◆ **Data**:
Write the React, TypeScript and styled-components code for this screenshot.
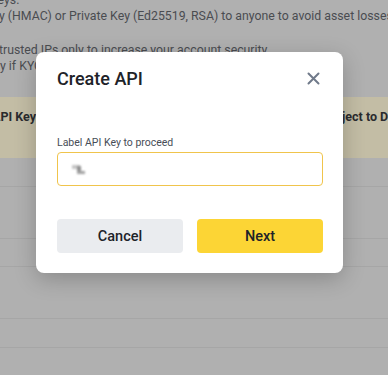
import React from "react";
import styled, { createGlobalStyle } from "styled-components";

const Global = createGlobalStyle`
  html, body { margin: 0; padding: 0; }
  body {
    background: #b0b0b0;
    font-family: Roboto, "Liberation Sans", sans-serif;
    width: 388px;
    height: 375px;
    overflow: hidden;
  }
`;

const Page = styled.div`
  position: relative;
  width: 388px;
  height: 375px;
  overflow: hidden;
  background: #b0b0b0;
`;

const Notes = styled.div`
  display: flex;
  flex-direction: column;
  margin-top: -8px;
`;

const NoteLine = styled.div<{ $indent?: number; $gap?: number }>`
  height: 16px;
  line-height: 16px;
  font-size: 12.3px;
  color: #4a4c50;
  white-space: nowrap;
  margin-left: ${(p) => p.$indent ?? 0}px;
  margin-top: ${(p) => p.$gap ?? 0}px;
`;

const Band = styled.div`
  margin-top: 23px;
  height: 61px;
  background: #c3bda5;
  display: flex;
  align-items: flex-start;
  justify-content: space-between;
  padding-top: 12px;
  box-sizing: border-box;
  font-size: 12.5px;
  font-weight: 700;
  color: #2a2b2e;
  white-space: nowrap;
`;

const BandLeft = styled.span`
  margin-left: -8px;
`;

const BandRight = styled.span`
  margin-right: -7px;
`;

const Rows = styled.div`
  display: flex;
  flex-direction: column;
`;

const Row = styled.div<{ $h: number }>`
  height: ${(p) => p.$h}px;
  box-sizing: border-box;
  border-bottom: 1px solid #a6a6a6;
`;

const Overlay = styled.div`
  position: absolute;
  inset: 0;
  display: flex;
  align-items: flex-start;
  justify-content: flex-start;
  padding: 52px 0 0 36px;
  box-sizing: border-box;
`;

const Modal = styled.div`
  width: 307px;
  box-sizing: border-box;
  background: #ffffff;
  border-radius: 8px;
  padding: 14px 20px 20px 21px;
  box-shadow: 0 6px 22px rgba(0, 0, 0, 0.22);
  display: flex;
  flex-direction: column;
`;

const Header = styled.div`
  height: 24px;
  display: flex;
  align-items: center;
  justify-content: space-between;
`;

const Title = styled.h2`
  margin: 0;
  font-size: 18px;
  font-weight: 500;
  color: #1e2329;
`;

const CloseButton = styled.button`
  border: 0;
  background: none;
  padding: 0;
  width: 16px;
  height: 16px;
  margin-right: 2px;
  display: flex;
  align-items: center;
  justify-content: center;
  cursor: pointer;
`;

const Label = styled.label`
  margin-top: 45px;
  font-size: 10.5px;
  line-height: 16px;
  color: #474d57;
`;

const InputBox = styled.div`
  margin-top: 1px;
  height: 34px;
  box-sizing: border-box;
  border: 1px solid #f0c44c;
  border-radius: 4px;
  display: flex;
  align-items: center;
  padding-left: 12px;
`;

const Buttons = styled.div`
  margin-top: 33px;
  display: grid;
  grid-template-columns: 1fr 1fr;
  gap: 14px;
`;

const Button = styled.button<{ $primary?: boolean }>`
  height: 34px;
  border: 0;
  border-radius: 4px;
  font-family: Roboto, "Liberation Sans", sans-serif;
  font-size: 14.5px;
  font-weight: 500;
  color: #1e2329;
  background: ${(p) => (p.$primary ? "#fcd535" : "#eaecef")};
  cursor: pointer;
`;

const Smudge = () => (
  <svg width="18" height="14" viewBox="0 0 18 14">
    <defs>
      <filter id="b" x="-50%" y="-50%" width="200%" height="200%">
        <feGaussianBlur stdDeviation="0.9" />
      </filter>
    </defs>
    <g filter="url(#b)">
      <rect x="2" y="3" width="8" height="4" fill="#c4c4c4" />
      <rect x="7" y="4" width="4" height="8" fill="#8e8e8e" />
      <rect x="7" y="9" width="8" height="3" fill="#a2a2a2" />
    </g>
  </svg>
);

const CloseIcon = () => (
  <svg width="13" height="13" viewBox="0 0 13 13">
    <path d="M1.5 1.5 L11.5 11.5 M11.5 1.5 L1.5 11.5" stroke="#707a8a" strokeWidth="2" strokeLinecap="round" />
  </svg>
);

export default function App() {
  return (
    <>
      <Global />
      <Page>
        <Notes>
          <NoteLine $indent={-10}>Keys.</NoteLine>
          <NoteLine $indent={-15}>Key (HMAC) or Private Key (Ed25519, RSA) to anyone to avoid asset losses. You should</NoteLine>
          <NoteLine $indent={-15} $gap={18}>to trusted IPs only to increase your account security.</NoteLine>
          <NoteLine $indent={-3}>ly if KYC is completed.</NoteLine>
        </Notes>
        <Band>
          <BandLeft>API Keys</BandLeft>
          <BandRight>Subject to De</BandRight>
        </Band>
        <Rows>
          <Row $h={29} />
          <Row $h={52} />
          <Row $h={28} />
          <Row $h={52} />
          <Row $h={29} />
        </Rows>
        <Overlay>
          <Modal role="dialog" aria-label="Create API">
            <Header>
              <Title>Create API</Title>
              <CloseButton aria-label="Close">
                <CloseIcon />
              </CloseButton>
            </Header>
            <Label>Label API Key to proceed</Label>
            <InputBox>
              <Smudge />
            </InputBox>
            <Buttons>
              <Button>Cancel</Button>
              <Button $primary>Next</Button>
            </Buttons>
          </Modal>
        </Overlay>
      </Page>
    </>
  );
}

◆ **Task instructions**: Omit the pictures and output all of the other material exactly.

◆ **Expected output**:
Write the React, TypeScript and styled-components code for this screenshot.
import React from "react";
import styled, { createGlobalStyle } from "styled-components";

const Global = createGlobalStyle`
  html, body { margin: 0; padding: 0; }
  body {
    background: #b0b0b0;
    font-family: Roboto, "Liberation Sans", sans-serif;
    width: 388px;
    height: 375px;
    overflow: hidden;
  }
`;

const Page = styled.div`
  position: relative;
  width: 388px;
  height: 375px;
  overflow: hidden;
  background: #b0b0b0;
`;

const Notes = styled.div`
  display: flex;
  flex-direction: column;
  margin-top: -8px;
`;

const NoteLine = styled.div<{ $indent?: number; $gap?: number }>`
  height: 16px;
  line-height: 16px;
  font-size: 12.3px;
  color: #4a4c50;
  white-space: nowrap;
  margin-left: ${(p) => p.$indent ?? 0}px;
  margin-top: ${(p) => p.$gap ?? 0}px;
`;

const Band = styled.div`
  margin-top: 23px;
  height: 61px;
  background: #c3bda5;
  display: flex;
  align-items: flex-start;
  justify-content: space-between;
  padding-top: 12px;
  box-sizing: border-box;
  font-size: 12.5px;
  font-weight: 700;
  color: #2a2b2e;
  white-space: nowrap;
`;

const BandLeft = styled.span`
  margin-left: -8px;
`;

const BandRight = styled.span`
  margin-right: -7px;
`;

const Rows = styled.div`
  display: flex;
  flex-direction: column;
`;

const Row = styled.div<{ $h: number }>`
  height: ${(p) => p.$h}px;
  box-sizing: border-box;
  border-bottom: 1px solid #a6a6a6;
`;

const Overlay = styled.div`
  position: absolute;
  inset: 0;
  display: flex;
  align-items: flex-start;
  justify-content: flex-start;
  padding: 52px 0 0 36px;
  box-sizing: border-box;
`;

const Modal = styled.div`
  width: 307px;
  box-sizing: border-box;
  background: #ffffff;
  border-radius: 8px;
  padding: 14px 20px 20px 21px;
  box-shadow: 0 6px 22px rgba(0, 0, 0, 0.22);
  display: flex;
  flex-direction: column;
`;

const Header = styled.div`
  height: 24px;
  display: flex;
  align-items: center;
  justify-content: space-between;
`;

const Title = styled.h2`
  margin: 0;
  font-size: 18px;
  font-weight: 500;
  color: #1e2329;
`;

const CloseButton = styled.button`
  border: 0;
  background: none;
  padding: 0;
  width: 16px;
  height: 16px;
  margin-right: 2px;
  display: flex;
  align-items: center;
  justify-content: center;
  cursor: pointer;
`;

const Label = styled.label`
  margin-top: 45px;
  font-size: 10.5px;
  line-height: 16px;
  color: #474d57;
`;

const InputBox = styled.div`
  margin-top: 1px;
  height: 34px;
  box-sizing: border-box;
  border: 1px solid #f0c44c;
  border-radius: 4px;
  display: flex;
  align-items: center;
  padding-left: 12px;
`;

const Buttons = styled.div`
  margin-top: 33px;
  display: grid;
  grid-template-columns: 1fr 1fr;
  gap: 14px;
`;

const Button = styled.button<{ $primary?: boolean }>`
  height: 34px;
  border: 0;
  border-radius: 4px;
  font-family: Roboto, "Liberation Sans", sans-serif;
  font-size: 14.5px;
  font-weight: 500;
  color: #1e2329;
  background: ${(p) => (p.$primary ? "#fcd535" : "#eaecef")};
  cursor: pointer;
`;

const Smudge = () => (
  <svg width="18" height="14" viewBox="0 0 18 14">
    <defs>
      <filter id="b" x="-50%" y="-50%" width="200%" height="200%">
        <feGaussianBlur stdDeviation="0.9" />
      </filter>
    </defs>
    <g filter="url(#b)">
      <rect x="2" y="3" width="8" height="4" fill="#c4c4c4" />
      <rect x="7" y="4" width="4" height="8" fill="#8e8e8e" />
      <rect x="7" y="9" width="8" height="3" fill="#a2a2a2" />
    </g>
  </svg>
);

const CloseIcon = () => (
  <svg width="13" height="13" viewBox="0 0 13 13">
    <path d="M1.5 1.5 L11.5 11.5 M11.5 1.5 L1.5 11.5" stroke="#707a8a" strokeWidth="2" strokeLinecap="round" />
  </svg>
);

export default function App() {
  return (
    <>
      <Global />
      <Page>
        <Notes>
          <NoteLine $indent={-10}>Keys.</NoteLine>
          <NoteLine $indent={-15}>Key (HMAC) or Private Key (Ed25519, RSA) to anyone to avoid asset losses. You should</NoteLine>
          <NoteLine $indent={-15} $gap={18}>to trusted IPs only to increase your account security.</NoteLine>
          <NoteLine $indent={-3}>ly if KYC is completed.</NoteLine>
        </Notes>
        <Band>
          <BandLeft>API Keys</BandLeft>
          <BandRight>Subject to De</BandRight>
        </Band>
        <Rows>
          <Row $h={29} />
          <Row $h={52} />
          <Row $h={28} />
          <Row $h={52} />
          <Row $h={29} />
        </Rows>
        <Overlay>
          <Modal role="dialog" aria-label="Create API">
            <Header>
              <Title>Create API</Title>
              <CloseButton aria-label="Close">
                <CloseIcon />
              </CloseButton>
            </Header>
            <Label>Label API Key to proceed</Label>
            <InputBox>
              <Smudge />
            </InputBox>
            <Buttons>
              <Button>Cancel</Button>
              <Button $primary>Next</Button>
            </Buttons>
          </Modal>
        </Overlay>
      </Page>
    </>
  );
}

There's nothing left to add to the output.